Original Claire    Oct 09, 2016 5:00 PM PT
California unveils new bill allowing fully-autonomous car testing on streets
Claire Pu

By Claire Pu

As the hub of tech giants and start-ups, and probably the place with the most autonomous cars in the world, California recently signed on off a new bill allowing completely autonomous cars to test-drive in certain districts.

It has been four years since driverless tests were first approved for testing in the state. Now the new bill permits autonomous car trials without a driver inside that can be implemented in two locations. This is specific to a pilot project headed by the Contra Costa Transportation Authority. One might point to San Ramon's Bishop Ranch Business Park, where EasyMile's 12-seater shuttles will ferry workers around the site, including travelling on some public roads. And also GoMentum Station has been singled out. This is a proverbial ghost town within the Concord Naval Weapons Station, and the place where Honda has been testing its driverless car technologies.

Recently, Uber-owned Otto also signed up to test self-driving trucks on the site. Google and Apple also expressed strong interest in GoMentum Station, according to the transport authority.

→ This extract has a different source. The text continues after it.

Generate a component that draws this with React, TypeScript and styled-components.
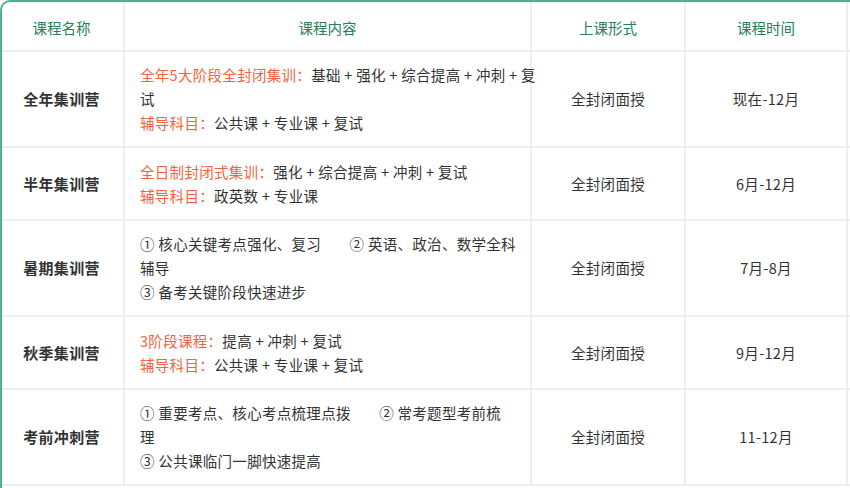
import React from "react";
import styled, { createGlobalStyle } from "styled-components";

const G = createGlobalStyle`
  html, body { margin: 0; padding: 0; background: #fff; }
  body { font-family: "Microsoft YaHei", "Noto Sans CJK SC", sans-serif; overflow: hidden; }
`;

const Frame = styled.div`
  width: 850px;
  height: 488px;
  border-top: 2px solid #4db388;
  border-left: 2px solid #4db388;
  border-top-left-radius: 10px;
  overflow: hidden;
  box-sizing: border-box;
`;

const Table = styled.table`
  border-collapse: collapse;
  table-layout: fixed;
  width: 1000px;
  margin-top: -2px;
  margin-left: -2px;
`;

const Th = styled.th`
  height: 51px;
  border: 2px solid #eeeeee;
  border-top: none;
  color: #2a7e5a;
  font-weight: normal;
  font-size: 14.5px;
  padding: 4px 0 0;
  box-sizing: border-box;
  &:first-child { border-left: none; }
`;

const Td = styled.td<{ $bold?: boolean; $h: number; $left?: boolean }>`
  height: ${(p) => p.$h}px;
  border: 2px solid #eeeeee;
  font-size: ${(p) => (p.$bold ? "15px" : "14.5px")};
  letter-spacing: 0.3px;
  color: #333;
  line-height: 24px;
  white-space: nowrap;
  text-align: ${(p) => (p.$left ? "left" : "center")};
  font-weight: ${(p) => (p.$bold ? "bold" : "normal")};
  padding: ${(p) => (p.$left ? "0 10px 0 15px" : "0")};
  box-sizing: border-box;
  &:first-child { border-left: none; }
`;

const Red = styled.span`
  color: #f5623d;
`;

type Row = { name: string; h: number; content: React.ReactNode; form: string; time: string };

const rows: Row[] = [
  {
    name: "全年集训营",
    h: 96,
    content: (
      <>
        <Red>全年5大阶段全封闭集训：</Red>基础 + 强化 + 综合提高 + 冲刺 + 复
        <br />试
        <br />
        <Red>辅导科目：</Red>公共课 + 专业课 + 复试
      </>
    ),
    form: "全封闭面授",
    time: "现在-12月",
  },
  {
    name: "半年集训营",
    h: 73,
    content: (
      <>
        <Red>全日制封闭式集训：</Red>强化 + 综合提高 + 冲刺 + 复试
        <br />
        <Red>辅导科目：</Red>政英数 + 专业课
      </>
    ),
    form: "全封闭面授",
    time: "6月-12月",
  },
  {
    name: "暑期集训营",
    h: 96,
    content: (
      <>
        ① 核心关键考点强化、复习&nbsp;&nbsp;&nbsp;&nbsp;&nbsp;&nbsp;&nbsp;&nbsp;② 英语、政治、数学全科
        <br />辅导
        <br />③ 备考关键阶段快速进步
      </>
    ),
    form: "全封闭面授",
    time: "7月-8月",
  },
  {
    name: "秋季集训营",
    h: 73,
    content: (
      <>
        <Red>3阶段课程：</Red>提高 + 冲刺 + 复试
        <br />
        <Red>辅导科目：</Red>公共课 + 专业课 + 复试
      </>
    ),
    form: "全封闭面授",
    time: "9月-12月",
  },
  {
    name: "考前冲刺营",
    h: 96,
    content: (
      <>
        ① 重要考点、核心考点梳理点拨&nbsp;&nbsp;&nbsp;&nbsp;&nbsp;&nbsp;&nbsp;&nbsp;② 常考题型考前梳
        <br />理
        <br />③ 公共课临门一脚快速提高
      </>
    ),
    form: "全封闭面授",
    time: "11-12月",
  },
];

export default function App() {
  return (
    <Frame>
      <G />
      <Table>
        <colgroup>
          <col style={{ width: 124 }} />
          <col style={{ width: 407 }} />
          <col style={{ width: 154 }} />
          <col style={{ width: 162 }} />
          <col style={{ width: 153 }} />
        </colgroup>
        <thead>
          <tr>
            <Th>课程名称</Th>
            <Th>课程内容</Th>
            <Th>上课形式</Th>
            <Th>课程时间</Th>
            <Th></Th>
          </tr>
        </thead>
        <tbody>
          {rows.map((r) => (
            <tr key={r.name}>
              <Td $h={r.h} $bold>{r.name}</Td>
              <Td $h={r.h} $left>{r.content}</Td>
              <Td $h={r.h}>{r.form}</Td>
              <Td $h={r.h}>{r.time}</Td>
              <Td $h={r.h}></Td>
            </tr>
          ))}
        </tbody>
      </Table>
    </Frame>
  );
}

Meanwhile, the new bill doesn't require manual controls -- including a steering wheel and pedals in test vehicles, since there won't be anyone on hand. But considering safety protocols, the cars must not exceed 35 MPH during trials, and should fully comply with the new guidelines from the National Highway Traffic Safety Administration.

The bill was signed into law on September 29th, 2016. and the next day the California state government also released a revised draft regulation that would allow cars with no driver on a broader scale. If actualized, auto manufacturers will be able to test their completely autonomous cars without a human inside on public roads. However, the regulations would require that a test driver "is actively monitoring the vehicle's operations and capable of taking over immediate physical control" via two-way communication with the vehicle.

Also regarding Tesla's recent fatal accidents, the new draft also addresses the problems with partially autonomous systems (such as lane-assist technology) that are on the market today. Autopilot doesn't equal to "complete autonomous"— California's revised regulations would help ensure that this kind of assisted driving feature isn't falsely advertised. Manufacturers would be prohibited from using the terms "autonomous" or "self-driving" when advertising partially autonomous systems.

California is the pioneering state in advocating self-driving technologies. When other states remain conservative regarding the autonomous car test trials, California has been among the first to approve the testing. The state government also clearly requires manufacturers to be transparent with the public—crash reports should be posted on the Department of Motor Vehicles' website, and companies that test self-driving vehicles must publish an annual report that details any time the technology failed.